If the brothers of Moses short time and space on this earth did not want what God wanted, Moses was willing to wait for the brothers who had died in faith before him. Persuaded one day God would raise them from the dead and keep his promise. Moses was even willing to die in faith like his brothers died in faith before him. He left his faithless brothers in slavery and went on with his life. He became a shepherd, married, and called his son, “Gershom for he said, I have been a stranger in a foreign land.” Moses walked in the steps of Father Abraham. The affliction of God’s people, the affliction of freedom is being a man without a country. Abraham declared it! Moses declared it! Do you declare it? Are you a stranger in a foreign land or are you content to be a slave.
The brothers who rejected Moses knew about God. Jacob taught his children that God delivered me out of all my distress. Joseph told them God would come for you. Take my bones with you when he does. Joseph believed in the resurrection too! He did not want his bones coming back together in a foreign land. Yet we have no record that they called upon the God of their fathers Abraham, Isaac and Jacob until the king they loved died.

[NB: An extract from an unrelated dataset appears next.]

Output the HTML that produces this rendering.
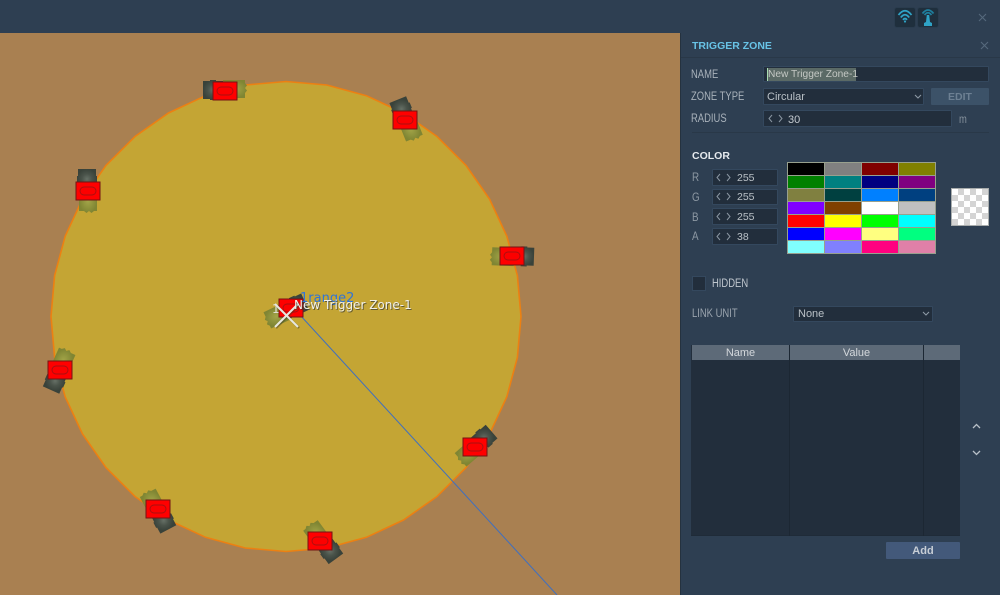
<!DOCTYPE html>
<html>
<head>
<meta charset="utf-8">
<style>
html,body{margin:0;padding:0;background:#2e3f52}
body{width:1000px;height:595px;overflow:hidden;position:relative;font-family:"Liberation Sans",sans-serif;font-size:11px;color:#b4bcc4}
#w{position:absolute;left:0;top:0;width:1000px;height:595px;overflow:hidden;filter:blur(.35px)}
.a{position:absolute;white-space:nowrap}
.l{position:absolute;white-space:nowrap;font-size:11.500px;line-height:14px;color:#a9b2bb;transform:scaleX(.82);transform-origin:0 50%}
.box{position:absolute;box-sizing:border-box;background:#222e3c;border:1px solid #34485e;border-radius:1px;color:#b9c0c6;line-height:14px;font-size:11px;white-space:nowrap}
.n{position:absolute;left:737px;line-height:14px;color:#b9c0c6;font-size:10.500px;white-space:nowrap}
.sw{position:absolute;left:787px;top:162px;width:149px;height:92px;background:#98a08e;display:grid;grid-template-columns:repeat(4,36px);grid-template-rows:repeat(7,12px);gap:1px;padding:1px;box-sizing:border-box}
svg{position:absolute}
</style>
</head>
<body>
<div id="w">
<div class="a" style="left:0;top:0;width:1000px;height:33px;background:#2e3f52"></div>

<svg style="left:0;top:33px" width="680" height="562" viewBox="0 33 680 562">
<defs>
<radialGradient id="o"><stop offset="0" stop-color="#a3a548"/><stop offset="1" stop-color="#7f8533"/></radialGradient>
<radialGradient id="d"><stop offset="0" stop-color="#667066"/><stop offset=".5" stop-color="#4a534a"/><stop offset="1" stop-color="#39423a"/></radialGradient>
<g id="t">
<path d="M-22-9h7v-1h6v1h7v18h-7v1h-6v-1h-7z" fill="url(#d)"/>
<path d="M-2-10H20v3l2 2.500-2 2.500 2 2.500-2 2.500v5H-2z" fill="url(#o)"/>
</g>
<g id="m">
<rect x="-12" y="-9" width="24" height="18" fill="#ff0000" stroke="#741414" stroke-width="1"/>
<rect x="-8" y="-4" width="16" height="8" rx="4" fill="#fc0000" stroke="#a81010" stroke-width=".9"/>
</g>
</defs>
<rect x="0" y="33" width="680" height="562" fill="#a98051"/>
<polygon points="521,316.5 517.4,357.3 506.8,396.9 489.5,434 466,467.6 437,496.5 403.500,520 366.4,537.3 326.8,548 286,551.5 245.2,548 205.6,537.3 168.5,520 135,496.5 106,467.6 82.5,434 65.2,396.9 54.6,357.3 51,316.5 54.6,275.7 65.2,236.1 82.5,199 106,165.4 135,136.5 168.5,113 205.6,95.7 245.2,85 286,81.5 326.8,85 366.4,95.7 403.500,113 437,136.5 466,165.4 489.5,199 506.8,236.1 517.4,275.7" fill="#c4a534" stroke="#ec8012" stroke-width="1.600"/>
<use href="#t" transform="translate(225,90) rotate(0)"/>
<use href="#t" transform="translate(406,120) rotate(68)"/>
<use href="#t" transform="translate(87,191) rotate(90)"/>
<use href="#t" transform="translate(512,256) rotate(182)"/>
<use href="#t" transform="translate(60,370) rotate(-66)"/>
<use href="#t" transform="translate(475,446) rotate(139)"/>
<use href="#t" transform="translate(158,510) rotate(242)"/>
<use href="#t" transform="translate(323,541) rotate(234)"/>
<use href="#t" transform="translate(285,311) rotate(155)"/>
<line x1="300" y1="315" x2="557" y2="595" stroke="#3f6fc0" stroke-width="1"/>
<use href="#m" transform="translate(225,91)"/>
<use href="#m" transform="translate(405,120)"/>
<use href="#m" transform="translate(88,191)"/>
<use href="#m" transform="translate(512,256)"/>
<use href="#m" transform="translate(60,370)"/>
<use href="#m" transform="translate(475,447)"/>
<use href="#m" transform="translate(158,509)"/>
<use href="#m" transform="translate(320,541)"/>
<use href="#m" transform="translate(291,308)"/>
<text x="300" y="302" font-family="DejaVu Sans" font-size="13" fill="#2f74d8">1range2</text>
<text x="272" y="313" font-family="DejaVu Sans" font-size="12" fill="#e0e0d0">1</text>
<g stroke="#3a3a20" stroke-opacity=".45" stroke-width="2.4"><line x1="276" y1="305" x2="299" y2="328"/><line x1="299" y1="305" x2="276" y2="328"/></g>
<g stroke="#e8e8e0" stroke-width="2"><line x1="275" y1="304" x2="298" y2="327"/><line x1="298" y1="304" x2="275" y2="327"/></g>
<text x="295" y="310" font-family="DejaVu Sans" font-size="12" fill="#3a3a30" fill-opacity=".7">New Trigger Zone-1</text>
<text x="294" y="309" font-family="DejaVu Sans" font-size="12" fill="#f0f0ea">New Trigger Zone-1</text>
</svg>

<!-- panel -->
<div class="a" style="left:680px;top:33px;width:320px;height:562px;background:#2e3f52;border-left:1px solid #25323f;box-sizing:border-box"></div>
<div class="a" style="left:681px;top:57px;width:319px;height:1px;background:#293848"></div>

<!-- top icons -->
<div class="a" style="left:894px;top:7px;width:22px;height:21px;background:#1f2f3d;border:1px solid #2a3c4e;box-sizing:border-box;border-radius:3px"></div>
<div class="a" style="left:917px;top:7px;width:22px;height:21px;background:#1f2f3d;border:1px solid #2a3c4e;box-sizing:border-box;border-radius:3px"></div>
<svg style="left:894px;top:7px" width="45" height="21" viewBox="0 0 45 21" fill="none" stroke="#2fa3c6" stroke-width="1.800">
<path d="M4.500 8Q11-.5 17.500 8"/><path d="M6.800 10.500Q11 5 15.200 10.500"/><path d="M9 12.800Q11 10.300 13 12.800"/><circle cx="11" cy="14.500" r="1.100" fill="#2fa3c6" stroke="none"/>
<path d="M28.500 6.500Q34-.5 39.500 6.500" stroke="#1f7f9e"/><path d="M30.500 8Q34 3.500 37.500 8" stroke="#1f7f9e"/>
<path d="M32.800 8h2.400l.8 7 2 1v3h-8v-3l2-1z" fill="#2fa3c6" stroke="none"/>
</svg>
<svg style="left:977px;top:12px" width="11" height="11" viewBox="0 0 11 11" stroke="#55697c" stroke-width="1.100"><path d="M2 2l7 7M9 2l-7 7"/></svg>
<svg style="left:979px;top:40px" width="11" height="11" viewBox="0 0 11 11" stroke="#55697c" stroke-width="1.100"><path d="M2 2l7 7M9 2l-7 7"/></svg>

<div class="a" style="left:692px;top:39px;font-size:10.500px;line-height:14px;font-weight:bold;color:#68c3e6">TRIGGER ZONE</div>

<div class="l" style="left:691px;top:68px">NAME</div>
<div class="box" style="left:763px;top:66px;width:226px;height:16px"></div>
<div class="a" style="left:767px;top:68px;width:89px;height:13px;background:#5b6a66"></div>
<div class="a" style="left:767px;top:68px;width:1px;height:13px;background:#a8dcb0"></div>
<div class="a" style="left:768px;top:68px;line-height:14px;color:#c4c8c4;font-size:10.200px">New Trigger Zone-1</div>

<div class="l" style="left:691px;top:90px">ZONE TYPE</div>
<div class="box" style="left:763px;top:88px;width:161px;height:17px;padding:1px 0 0 3px">Circular</div>
<svg style="left:913px;top:93px" width="10" height="7" viewBox="0 0 10 7" fill="none" stroke="#8d99a5" stroke-width="1.100"><path d="M2 2l3 3 3-3"/></svg>
<div class="a" style="left:931px;top:88px;width:58px;height:17px;background:#3c5268;border-radius:1px;text-align:center;line-height:18px;font-size:10.500px;font-weight:bold;color:#6d8093">EDIT</div>

<div class="l" style="left:691px;top:112px">RADIUS</div>
<div class="box" style="left:763px;top:110px;width:189px;height:17px"></div>
<svg style="left:766px;top:114px" width="20" height="9" viewBox="0 0 20 9" fill="none" stroke="#8a96a2"><path d="M6 1L3 4.500 6 8M13 1l3 3.500L13 8"/></svg>
<div class="a" style="left:788px;top:113px;line-height:14px;color:#c4cad0">30</div>
<div class="l" style="left:959px;top:113px;color:#85919c">m</div>
<div class="a" style="left:692px;top:132px;width:297px;height:1px;background:#293848"></div>

<div class="a" style="left:692px;top:149px;font-weight:bold;line-height:14px;color:#e6eaee;font-size:10.500px">COLOR</div>

<div class="l" style="left:692px;top:170px;font-size:12px;color:#8e99a4">R</div>
<div class="box" style="left:712px;top:169px;width:66px;height:17px"></div>
<svg style="left:714px;top:173px" width="20" height="9" viewBox="0 0 20 9" fill="none" stroke="#8a96a2"><path d="M6 1L3 4.500 6 8M13 1l3 3.500L13 8"/></svg>
<div class="n" style="top:171px">255</div>

<div class="l" style="left:692px;top:190px;font-size:12px;color:#8e99a4">G</div>
<div class="box" style="left:712px;top:189px;width:66px;height:16px"></div>
<svg style="left:714px;top:192px" width="20" height="9" viewBox="0 0 20 9" fill="none" stroke="#8a96a2"><path d="M6 1L3 4.500 6 8M13 1l3 3.500L13 8"/></svg>
<div class="n" style="top:190px">255</div>

<div class="l" style="left:692px;top:210px;font-size:12px;color:#8e99a4">B</div>
<div class="box" style="left:712px;top:208px;width:66px;height:17px"></div>
<svg style="left:714px;top:212px" width="20" height="9" viewBox="0 0 20 9" fill="none" stroke="#8a96a2"><path d="M6 1L3 4.500 6 8M13 1l3 3.500L13 8"/></svg>
<div class="n" style="top:210px">255</div>

<div class="l" style="left:692px;top:229px;font-size:12px;color:#8e99a4">A</div>
<div class="box" style="left:712px;top:228px;width:66px;height:17px"></div>
<svg style="left:714px;top:232px" width="20" height="9" viewBox="0 0 20 9" fill="none" stroke="#8a96a2"><path d="M6 1L3 4.500 6 8M13 1l3 3.500L13 8"/></svg>
<div class="n" style="top:230px">38</div>

<div class="sw">
<div style="background:#000"></div><div style="background:#808080"></div><div style="background:#800000"></div><div style="background:#808000"></div>
<div style="background:#008000"></div><div style="background:#008080"></div><div style="background:#000080"></div><div style="background:#800080"></div>
<div style="background:#808040"></div><div style="background:#004040"></div><div style="background:#0080ff"></div><div style="background:#004080"></div>
<div style="background:#8000ff"></div><div style="background:#804000"></div><div style="background:#fff"></div><div style="background:#c0c0c0"></div>
<div style="background:#f00"></div><div style="background:#ff0"></div><div style="background:#0f0"></div><div style="background:#0ff"></div>
<div style="background:#00f"></div><div style="background:#f0f"></div><div style="background:#ffff80"></div><div style="background:#00ff80"></div>
<div style="background:#80ffff"></div><div style="background:#8080ff"></div><div style="background:#ff0080"></div><div style="background:#e080a8"></div>
</div>

<svg style="left:951px;top:188px" width="38" height="38" viewBox="0 0 38 38">
<rect width="38" height="38" fill="#a8acac"/>
<rect x="1" y="1" width="36" height="36" fill="#fff"/>
<path d="M7 1h6v6H7zM19 1h6v6h-6zM31 1h6v6h-6zM1 7h6v6H1zM13 7h6v6h-6zM25 7h6v6h-6zM7 13h6v6H7zM19 13h6v6h-6zM31 13h6v6h-6zM1 19h6v6H1zM13 19h6v6h-6zM25 19h6v6h-6zM7 25h6v6H7zM19 25h6v6h-6zM31 25h6v6h-6zM1 31h6v6H1zM13 31h6v6h-6zM25 31h6v6h-6z" fill="#d4d4d4"/>
</svg>

<div class="a" style="left:692px;top:276px;width:14px;height:15px;box-sizing:border-box;background:#222e3c;border:1px solid #34485e"></div>
<div class="l" style="left:712px;top:277px;color:#c0c7ce">HIDDEN</div>

<div class="l" style="left:692px;top:307px;color:#9aa4ae">LINK UNIT</div>
<div class="box" style="left:793px;top:306px;width:140px;height:16px;padding:0 0 0 4px">None</div>
<svg style="left:921px;top:310px" width="10" height="7" viewBox="0 0 10 7" fill="none" stroke="#8d99a5" stroke-width="1.100"><path d="M2 2l3 3 3-3"/></svg>

<div class="a" style="left:691px;top:345px;width:269px;height:191px;background:#222e3c;border-bottom:1px solid #1f2b38;box-sizing:border-box"></div>
<div class="a" style="left:692px;top:345px;width:268px;height:15px;background:#5d6a78"></div>
<div class="a" style="left:789px;top:345px;width:1px;height:191px;background:#1c2733"></div>
<div class="a" style="left:923px;top:345px;width:1px;height:191px;background:#1c2733"></div>
<div class="a" style="left:692px;top:346px;width:97px;text-align:center;line-height:14px;color:#d4d8dc">Name</div>
<div class="a" style="left:790px;top:346px;width:133px;text-align:center;line-height:14px;color:#d4d8dc">Value</div>

<svg style="left:970px;top:420px" width="13" height="38" viewBox="0 0 13 38" fill="none" stroke="#b8c0c8" stroke-width="1.300"><path d="M3 8l3.500-3.500L10 8M3 31l3.500 3.500L10 31"/></svg>

<div class="a" style="left:886px;top:542px;width:74px;height:17px;background:#43597a;border-radius:1px;text-align:center;line-height:19px;font-weight:bold;color:#c8ced6;font-size:11px">Add</div>
</div>
</body>
</html>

Now it happened in the process of time that the king of Egypt died, then the children of Israel groaned because of the bondage and they cried out; and their cry came up to God…..
You are already stronger than your enemy is. God has already prepared your deliverer. So why can’t you find deliverance? Could it be? You have hidden a false image of God that you should have destroyed? Could it be? You would rather fight with your brother than obey your prince. Could it be? You love the king that loads his burdens on your back and hate the king who will bear your burden.
Don’t despair! Even with all these flaws, God will hear your cry. He loved you first. He wants to bless you. He does not act because you love him. He acts because he loves you. Through the death and resurrection of Jesus, a covenant is in the process of being established that opens God’s ears to any man anywhere who cries for him. If you want to be delivered, come to God just as you are and the journey of your heart will begin.